### Material:
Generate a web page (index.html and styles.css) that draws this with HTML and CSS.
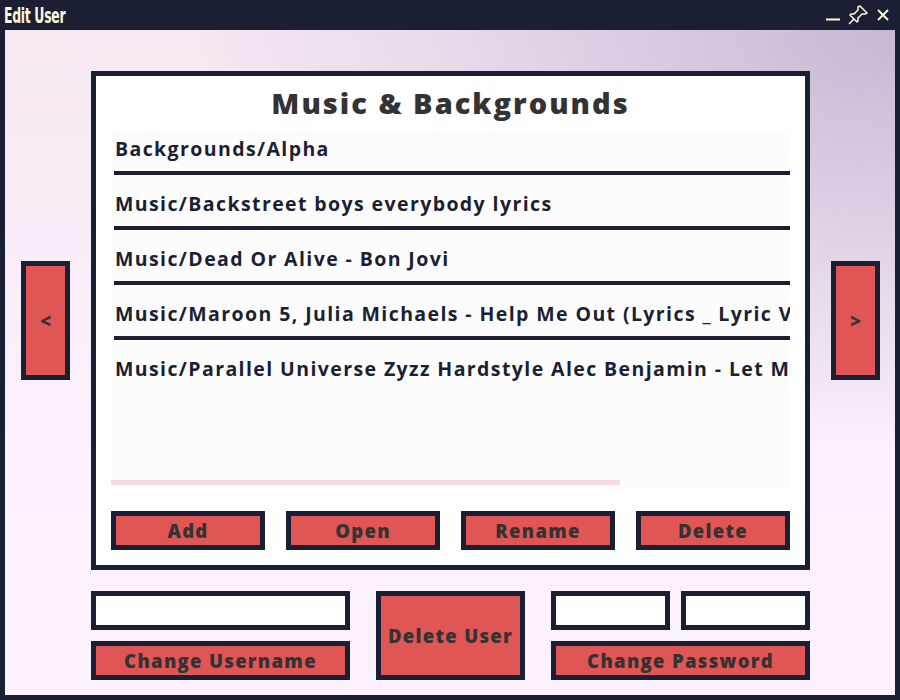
FILE: index.html
```html
<!DOCTYPE html>
<html lang="en">
<head>
    <meta charset="UTF-8">
    <title>Edit User</title>
    <link rel="stylesheet" href="styles.css">
</head>
<body>

<div class="window">
    <div class="titlebar">
        <span class="title">Edit User</span>
        <div class="controls">
            <svg width="16" height="16" viewBox="0 0 16 16"><path d="M1 12.5h14" stroke="#fdf6dc" stroke-width="2"/></svg>
            <svg width="22" height="22" viewBox="0 0 22 22" fill="none" stroke="#fdf6dc" stroke-width="1.6" stroke-linejoin="round">
                <path d="M13 2l7 7-2 1-3 0-4 4 0 3-1 1-7-7 1-1 3 0 4-4 0-3z"/>
                <path d="M7 15l-5 5"/>
            </svg>
            <svg width="16" height="16" viewBox="0 0 16 16"><path d="M3 3l10 10M13 3L3 13" stroke="#fdf6dc" stroke-width="2"/></svg>
        </div>
    </div>

    <div class="content">
        <div class="middle">
            <button class="side-btn">&lt;</button>

            <div class="panel">
                <h1>Music &amp; Backgrounds</h1>
                <div class="list">
                    <div class="item first">Backgrounds/Alpha</div>
                    <div class="item">Music/Backstreet boys everybody lyrics</div>
                    <div class="item">Music/Dead Or Alive - Bon Jovi</div>
                    <div class="item">Music/Maroon 5, Julia Michaels - Help Me Out (Lyrics _ Lyric Video)</div>
                    <div class="item last">Music/Parallel Universe Zyzz Hardstyle Alec Benjamin - Let Me Down Slowly</div>
                    <div class="scrollbar"></div>
                </div>
                <div class="actions">
                    <button class="btn">Add</button>
                    <button class="btn">Open</button>
                    <button class="btn">Rename</button>
                    <button class="btn">Delete</button>
                </div>
            </div>

            <button class="side-btn">&gt;</button>
        </div>

        <div class="bottom">
            <div class="col">
                <input type="text" class="field">
                <button class="btn">Change Username</button>
            </div>
            <button class="btn big">Delete User</button>
            <div class="col">
                <div class="pair">
                    <input type="text" class="field">
                    <input type="text" class="field">
                </div>
                <button class="btn">Change Password</button>
            </div>
        </div>
    </div>
</div>

</body>
</html>
```

FILE: styles.css
```css
* {
    box-sizing: border-box;
}
body {
    margin: 0;
    padding: 0;
    width: 900px;
    height: 700px;
    overflow: hidden;
    font-family: "Open Sans", "Noto Sans", sans-serif;
}
.window {
    width: 900px;
    height: 700px;
    background-color: #1b1f33;
    display: flex;
    flex-direction: column;
    padding: 0 5px 5px 5px;
}
.titlebar {
    height: 30px;
    display: flex;
    align-items: center;
    justify-content: space-between;
    flex-shrink: 0;
}
.title {
    font-family: "DejaVu Sans Condensed", "DejaVu Sans", sans-serif;
    font-weight: bold;
    font-size: 21px;
    color: #fdf6dc;
    letter-spacing: -0.5px;
    margin-left: -1px;
    margin-top: 1px;
    transform: scaleX(0.66);
    transform-origin: left center;
}
.controls {
    display: flex;
    align-items: center;
    gap: 6px;
    margin-right: 4px;
}
.content {
    flex: 1;
    background: radial-gradient(ellipse 700px 420px at 100% 0%, #c5b8d4 0%, #e3d6e7 55%, rgba(250,241,252,0) 100%), linear-gradient(180deg, #f5e8f2 0%, #faf1fc 60%, #fbf2fd 100%);
    display: flex;
    flex-direction: column;
    padding: 41px 15px 0 16px;
}
.middle {
    display: flex;
    align-items: center;
    gap: 21px;
}
.side-btn {
    width: 50px;
    height: 119px;
    background-color: #e05654;
    border: 5px solid #1b1f33;
    color: #333;
    font-family: "Open Sans", sans-serif;
    font-weight: 800;
    font-size: 19px;
    padding: 0;
}
.panel {
    width: 719px;
    height: 499px;
    background-color: #fff;
    border: 5px solid #1b1f33;
    padding: 0 15px 0 15px;
    display: flex;
    flex-direction: column;
}
.panel h1 {
    margin: 7px 0 0 0;
    height: 47px;
    text-align: center;
    font-size: 29px;
    font-weight: 800;
    letter-spacing: 2px;
    color: #333;
    line-height: 40px;
}
.list {
    height: 359px;
    background-color: #fcfcfc;
    position: relative;
    overflow: hidden;
    padding: 0 0 0 3px;
}
.item {
    height: 55px;
    padding-top: 16px;
    border-bottom: 4px solid #1b1f33;
    font-size: 19.5px;
    font-weight: bold;
    color: #1b1f33;
    letter-spacing: 1.4px;
    white-space: nowrap;
    overflow: hidden;
    line-height: 26px;
    padding-left: 1px;
}
.item.first {
    height: 45px;
    padding-top: 6px;
}
.item.last {
    border-bottom: none;
}
.scrollbar {
    position: absolute;
    left: 0;
    bottom: 4px;
    width: 509px;
    height: 5px;
    background-color: #f8d9e2;
}
.actions {
    display: grid;
    grid-template-columns: repeat(4, 154px);
    justify-content: space-between;
    margin-top: 22px;
}
.btn {
    height: 39px;
    background-color: #e05654;
    border: 5px solid #1b1f33;
    color: #333;
    font-family: "Open Sans", "Noto Sans", sans-serif;
    font-weight: 800;
    font-size: 18.5px;
    letter-spacing: 1.3px;
    padding: 0;
    line-height: 28px;
}
.bottom {
    display: flex;
    margin: 21px 0 0 70px;
    gap: 26px;
    align-items: flex-start;
}
.col {
    display: flex;
    flex-direction: column;
    gap: 11px;
}
.bottom .col:first-child {
    width: 259px;
}
.bottom .col:last-child {
    width: 259px;
}
.field {
    height: 39px;
    border: 5px solid #1b1f33;
    background-color: #fff;
    width: 100%;
    outline: none;
}
.pair {
    display: flex;
    gap: 11px;
}
.pair .field:first-child {
    width: 119px;
}
.pair .field:last-child {
    width: 129px;
}
.btn.big {
    width: 149px;
    height: 89px;
}
```
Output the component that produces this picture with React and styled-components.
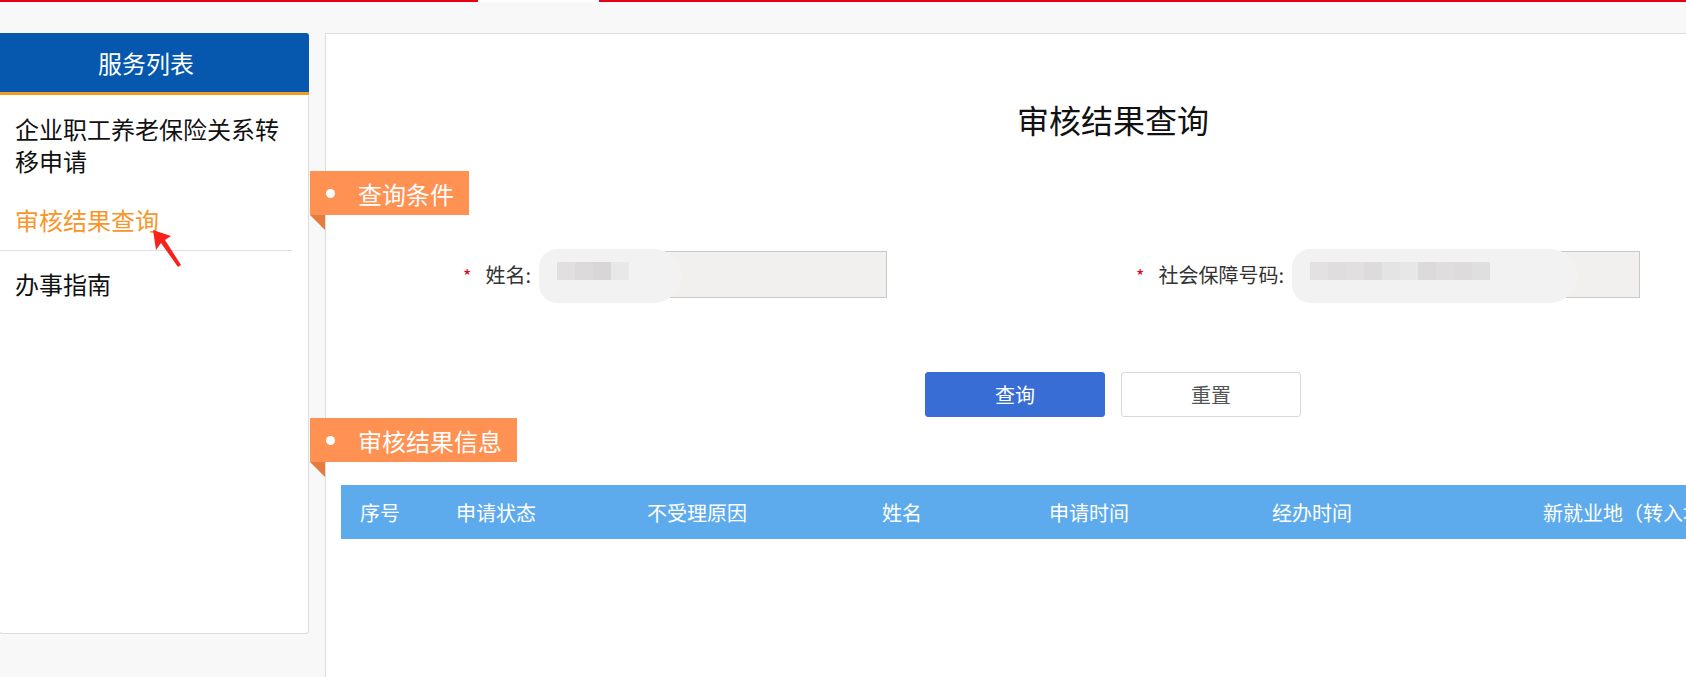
import React from 'react';
import styled, { createGlobalStyle } from 'styled-components';

const GlobalStyle = createGlobalStyle`
  body {
    margin: 0;
    background: #f8f8f8;
    overflow: hidden;
    font-family: "Noto Sans CJK SC", "Liberation Sans", sans-serif;
  }
`;

const TopBar = styled.div`
  display: flex;
  height: 2px;
`;

const TopSeg = styled.div`
  height: 2px;
  background: ${({ active }) => (active ? '#fff' : '#e60012')};
  width: ${({ w }) => (w ? w + 'px' : 'auto')};
  flex: ${({ w }) => (w ? '0 0 auto' : '1')};
`;

const Page = styled.div`
  display: flex;
  align-items: flex-start;
  gap: 16px;
  padding-top: 31px;
`;

const Sidebar = styled.div`
  position: relative;
  flex: 0 0 auto;
  width: 310px;
  height: 601px;
  margin-left: -1px;
  background: #fff;
  border: 1px solid #ddd;
  border-radius: 3px;
  box-sizing: border-box;
`;

const SideHeader = styled.div`
  height: 59px;
  background: #0558ad;
  border-bottom: 3px solid #f39a1e;
  border-radius: 0 3px 0 0;
  color: #fff;
  font-size: 24px;
  display: flex;
  align-items: center;
  justify-content: center;
  padding-right: 16px;
  margin: -1px -1px 0 -1px;
`;

const SideItem = styled.div`
  font-size: 24px;
  line-height: 32px;
  padding: ${({ pad }) => pad};
  padding-left: 15px;
  padding-right: 15px;
  color: ${({ active }) => (active ? '#f7962b' : '#111')};
  border-bottom: ${({ divided }) => (divided ? '1px solid #ddd' : 'none')};
  margin-right: ${({ divided }) => (divided ? '16px' : '0')};
`;

const Arrow = styled.svg`
  position: absolute;
  left: 148px;
  top: 191px;
`;

const Main = styled.div`
  position: relative;
  flex: 0 0 auto;
  width: 1576px;
  min-height: 700px;
  background: #fff;
  border: 1px solid #ddd;
  box-sizing: border-box;
`;

const Title = styled.h1`
  margin: 0;
  padding-top: 63px;
  font-size: 32px;
  font-weight: normal;
  line-height: 44px;
  color: #111;
  text-align: center;
`;

const Tag = styled.div`
  position: relative;
  display: flex;
  align-items: center;
  width: ${({ w }) => w}px;
  height: 44px;
  margin-left: -16px;
  margin-top: ${({ top }) => top}px;
  background: #ff9152;
  color: #fff;
  font-size: 24px;
  box-sizing: border-box;
  padding-left: 48px;

  &::before {
    content: '';
    position: absolute;
    left: 16px;
    top: 18px;
    width: 9px;
    height: 9px;
    border-radius: 50%;
    background: #fff;
  }

  &::after {
    content: '';
    position: absolute;
    left: 0;
    top: 44px;
    border-top: 15px solid #e57b3c;
    border-left: 15px solid transparent;
  }
`;

const FormGrid = styled.div`
  display: grid;
  grid-template-columns: 753px 753px;
  margin-top: 36px;
`;

const Field = styled.div`
  display: flex;
  align-items: center;
  gap: 19px;
`;

const Label = styled.label`
  width: 205px;
  text-align: right;
  font-size: 20px;
  color: #333;
`;

const Star = styled.span`
  color: #e60012;
  margin-right: 14px;
  font-size: 18px;
`;

const InputBox = styled.div`
  position: relative;
  width: 337px;
  height: 47px;
  background: #f1f0ef;
  border: 1px solid #c8c8c8;
  box-sizing: border-box;
`;

const Blur = styled.div`
  position: absolute;
  left: -12px;
  top: -3px;
  width: ${({ w }) => w}px;
  height: 54px;
  border-radius: 27px 40px 40px 27px;
  background: #f3f2f2;
  display: flex;
  align-items: center;
  padding-left: 18px;
  box-sizing: border-box;
  padding-bottom: 10px;
`;

const Pixel = styled.span`
  width: 18px;
  height: 18px;
  background: ${({ c }) => c};
`;

const Buttons = styled.div`
  display: flex;
  justify-content: center;
  gap: 16px;
  margin-top: 74px;
`;

const Button = styled.button`
  width: 180px;
  height: 45px;
  border-radius: 3px;
  font-family: inherit;
  font-size: 20px;
  cursor: pointer;
  background: ${({ primary }) => (primary ? '#386dd6' : '#fff')};
  color: ${({ primary }) => (primary ? '#fff' : '#555')};
  border: 1px solid ${({ primary }) => (primary ? '#386dd6' : '#d9d9d9')};
`;

const TableHead = styled.div`
  display: grid;
  grid-template-columns: 96px 191px 235px 167px 223px 271px 1fr;
  height: 54px;
  align-items: center;
  margin: 23px 15px 0 15px;
  background: #5dabec;
  color: #fff;
  font-size: 20px;
`;

const HeadCell = styled.div`
  padding-left: 19px;
  white-space: nowrap;
`;

const nameBlocks = ['#e1dfdf', '#dcdada', '#d8d6d6', '#e9e8e8'];
const idBlocks = ['#e3e1e1', '#dfdddd', '#e1dfdf', '#dddbdb', '#e5e4e4', '#e8e7e7', '#dcdada', '#dfdddd', '#dddbdb', '#e0dfdf'];
const columns = ['序号', '申请状态', '不受理原因', '姓名', '申请时间', '经办时间', '新就业地（转入地）'];

export default function App() {
  return (
    <>
      <GlobalStyle />
      <TopBar>
        <TopSeg w={478} />
        <TopSeg w={121} active />
        <TopSeg />
      </TopBar>
      <Page>
        <Sidebar>
          <SideHeader>服务列表</SideHeader>
          <SideItem pad="18px 0 13px">企业职工养老保险关系转移申请</SideItem>
          <SideItem pad="14px 0 14px" active divided>审核结果查询</SideItem>
          <SideItem pad="17px 0 14px">办事指南</SideItem>
          <Arrow width="40" height="45" viewBox="0 0 40 45">
            <polygon points="5,5 23,11 17,15 33,40 30,42 13,18 8,25" fill="#f5231b" />
          </Arrow>
        </Sidebar>
        <Main>
          <Title>审核结果查询</Title>
          <Tag w={159} top={30}>查询条件</Tag>
          <FormGrid>
            <Field>
              <Label><Star>*</Star>姓名:</Label>
              <InputBox>
                <Blur w={142}>
                  {nameBlocks.map((c, i) => <Pixel key={i} c={c} />)}
                </Blur>
              </InputBox>
            </Field>
            <Field>
              <Label><Star>*</Star>社会保障号码:</Label>
              <InputBox>
                <Blur w={285}>
                  {idBlocks.map((c, i) => <Pixel key={i} c={c} />)}
                </Blur>
              </InputBox>
            </Field>
          </FormGrid>
          <Buttons>
            <Button primary>查询</Button>
            <Button>重置</Button>
          </Buttons>
          <Tag w={207} top={1}>审核结果信息</Tag>
          <TableHead>
            {columns.map(c => <HeadCell key={c}>{c}</HeadCell>)}
          </TableHead>
        </Main>
      </Page>
    </>
  );
}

### Direction:
Pick out the lines that contain "components" and copy them.

### Reply:
Output the component that produces this picture with React and styled-components.
import styled, { createGlobalStyle } from 'styled-components';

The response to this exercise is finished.